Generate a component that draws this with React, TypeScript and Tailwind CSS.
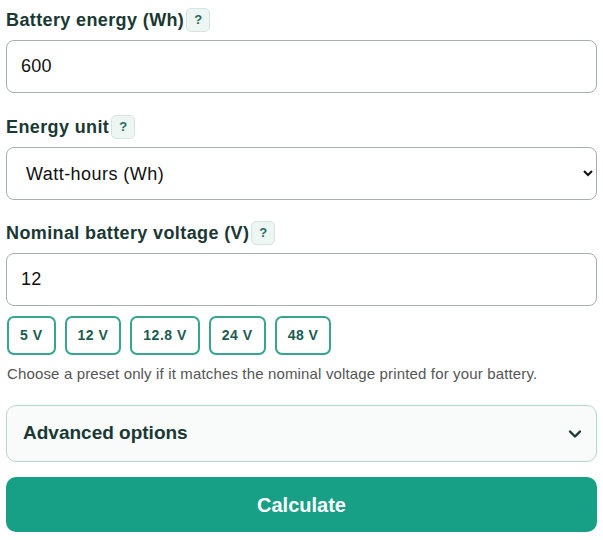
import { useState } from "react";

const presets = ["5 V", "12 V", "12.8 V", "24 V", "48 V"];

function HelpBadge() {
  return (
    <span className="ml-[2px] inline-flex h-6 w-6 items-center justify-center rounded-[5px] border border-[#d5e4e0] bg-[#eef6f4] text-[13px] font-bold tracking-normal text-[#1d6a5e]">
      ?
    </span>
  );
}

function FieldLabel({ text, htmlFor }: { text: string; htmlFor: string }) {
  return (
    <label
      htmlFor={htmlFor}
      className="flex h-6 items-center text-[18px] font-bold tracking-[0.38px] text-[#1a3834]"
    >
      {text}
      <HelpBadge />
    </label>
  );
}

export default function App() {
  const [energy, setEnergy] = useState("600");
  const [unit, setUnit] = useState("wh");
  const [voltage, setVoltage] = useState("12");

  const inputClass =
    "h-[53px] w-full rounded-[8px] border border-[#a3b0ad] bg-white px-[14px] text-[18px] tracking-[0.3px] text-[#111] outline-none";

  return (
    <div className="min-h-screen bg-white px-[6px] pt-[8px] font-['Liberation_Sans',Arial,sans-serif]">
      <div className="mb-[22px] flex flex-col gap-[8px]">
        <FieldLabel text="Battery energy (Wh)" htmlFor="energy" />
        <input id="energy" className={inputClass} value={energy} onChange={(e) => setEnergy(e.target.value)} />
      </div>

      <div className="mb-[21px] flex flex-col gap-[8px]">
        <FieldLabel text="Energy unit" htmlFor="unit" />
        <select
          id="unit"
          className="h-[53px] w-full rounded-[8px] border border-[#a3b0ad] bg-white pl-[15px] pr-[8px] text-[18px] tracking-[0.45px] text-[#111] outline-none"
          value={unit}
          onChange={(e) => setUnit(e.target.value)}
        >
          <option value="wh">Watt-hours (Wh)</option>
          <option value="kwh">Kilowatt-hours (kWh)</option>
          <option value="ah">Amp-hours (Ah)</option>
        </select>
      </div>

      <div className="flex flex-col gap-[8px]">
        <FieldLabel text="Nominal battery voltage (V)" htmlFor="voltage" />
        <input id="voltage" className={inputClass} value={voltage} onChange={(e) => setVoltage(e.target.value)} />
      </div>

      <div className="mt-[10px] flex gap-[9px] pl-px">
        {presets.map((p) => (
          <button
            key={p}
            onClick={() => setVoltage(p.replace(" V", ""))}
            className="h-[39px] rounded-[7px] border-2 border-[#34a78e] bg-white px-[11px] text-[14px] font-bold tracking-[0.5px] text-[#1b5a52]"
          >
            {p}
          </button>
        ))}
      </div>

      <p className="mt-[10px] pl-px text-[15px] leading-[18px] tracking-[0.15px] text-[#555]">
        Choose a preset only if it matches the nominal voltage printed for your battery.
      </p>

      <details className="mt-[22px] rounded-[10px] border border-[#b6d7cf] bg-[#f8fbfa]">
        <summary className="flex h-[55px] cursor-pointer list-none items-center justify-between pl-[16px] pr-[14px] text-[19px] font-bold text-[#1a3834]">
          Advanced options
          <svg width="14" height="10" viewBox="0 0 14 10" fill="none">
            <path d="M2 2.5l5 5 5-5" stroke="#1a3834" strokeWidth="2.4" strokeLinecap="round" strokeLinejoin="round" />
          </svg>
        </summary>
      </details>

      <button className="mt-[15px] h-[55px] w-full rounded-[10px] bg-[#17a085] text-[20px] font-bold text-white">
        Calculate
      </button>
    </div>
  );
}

▸ Aim
Drop the images and repeat the data exactly.

▸ Task response
Generate a component that draws this with React, TypeScript and Tailwind CSS.
import { useState } from "react";

const presets = ["5 V", "12 V", "12.8 V", "24 V", "48 V"];

function HelpBadge() {
  return (
    <span className="ml-[2px] inline-flex h-6 w-6 items-center justify-center rounded-[5px] border border-[#d5e4e0] bg-[#eef6f4] text-[13px] font-bold tracking-normal text-[#1d6a5e]">
      ?
    </span>
  );
}

function FieldLabel({ text, htmlFor }: { text: string; htmlFor: string }) {
  return (
    <label
      htmlFor={htmlFor}
      className="flex h-6 items-center text-[18px] font-bold tracking-[0.38px] text-[#1a3834]"
    >
      {text}
      <HelpBadge />
    </label>
  );
}

export default function App() {
  const [energy, setEnergy] = useState("600");
  const [unit, setUnit] = useState("wh");
  const [voltage, setVoltage] = useState("12");

  const inputClass =
    "h-[53px] w-full rounded-[8px] border border-[#a3b0ad] bg-white px-[14px] text-[18px] tracking-[0.3px] text-[#111] outline-none";

  return (
    <div className="min-h-screen bg-white px-[6px] pt-[8px] font-['Liberation_Sans',Arial,sans-serif]">
      <div className="mb-[22px] flex flex-col gap-[8px]">
        <FieldLabel text="Battery energy (Wh)" htmlFor="energy" />
        <input id="energy" className={inputClass} value={energy} onChange={(e) => setEnergy(e.target.value)} />
      </div>

      <div className="mb-[21px] flex flex-col gap-[8px]">
        <FieldLabel text="Energy unit" htmlFor="unit" />
        <select
          id="unit"
          className="h-[53px] w-full rounded-[8px] border border-[#a3b0ad] bg-white pl-[15px] pr-[8px] text-[18px] tracking-[0.45px] text-[#111] outline-none"
          value={unit}
          onChange={(e) => setUnit(e.target.value)}
        >
          <option value="wh">Watt-hours (Wh)</option>
          <option value="kwh">Kilowatt-hours (kWh)</option>
          <option value="ah">Amp-hours (Ah)</option>
        </select>
      </div>

      <div className="flex flex-col gap-[8px]">
        <FieldLabel text="Nominal battery voltage (V)" htmlFor="voltage" />
        <input id="voltage" className={inputClass} value={voltage} onChange={(e) => setVoltage(e.target.value)} />
      </div>

      <div className="mt-[10px] flex gap-[9px] pl-px">
        {presets.map((p) => (
          <button
            key={p}
            onClick={() => setVoltage(p.replace(" V", ""))}
            className="h-[39px] rounded-[7px] border-2 border-[#34a78e] bg-white px-[11px] text-[14px] font-bold tracking-[0.5px] text-[#1b5a52]"
          >
            {p}
          </button>
        ))}
      </div>

      <p className="mt-[10px] pl-px text-[15px] leading-[18px] tracking-[0.15px] text-[#555]">
        Choose a preset only if it matches the nominal voltage printed for your battery.
      </p>

      <details className="mt-[22px] rounded-[10px] border border-[#b6d7cf] bg-[#f8fbfa]">
        <summary className="flex h-[55px] cursor-pointer list-none items-center justify-between pl-[16px] pr-[14px] text-[19px] font-bold text-[#1a3834]">
          Advanced options
          <svg width="14" height="10" viewBox="0 0 14 10" fill="none">
            <path d="M2 2.5l5 5 5-5" stroke="#1a3834" strokeWidth="2.4" strokeLinecap="round" strokeLinejoin="round" />
          </svg>
        </summary>
      </details>

      <button className="mt-[15px] h-[55px] w-full rounded-[10px] bg-[#17a085] text-[20px] font-bold text-white">
        Calculate
      </button>
    </div>
  );
}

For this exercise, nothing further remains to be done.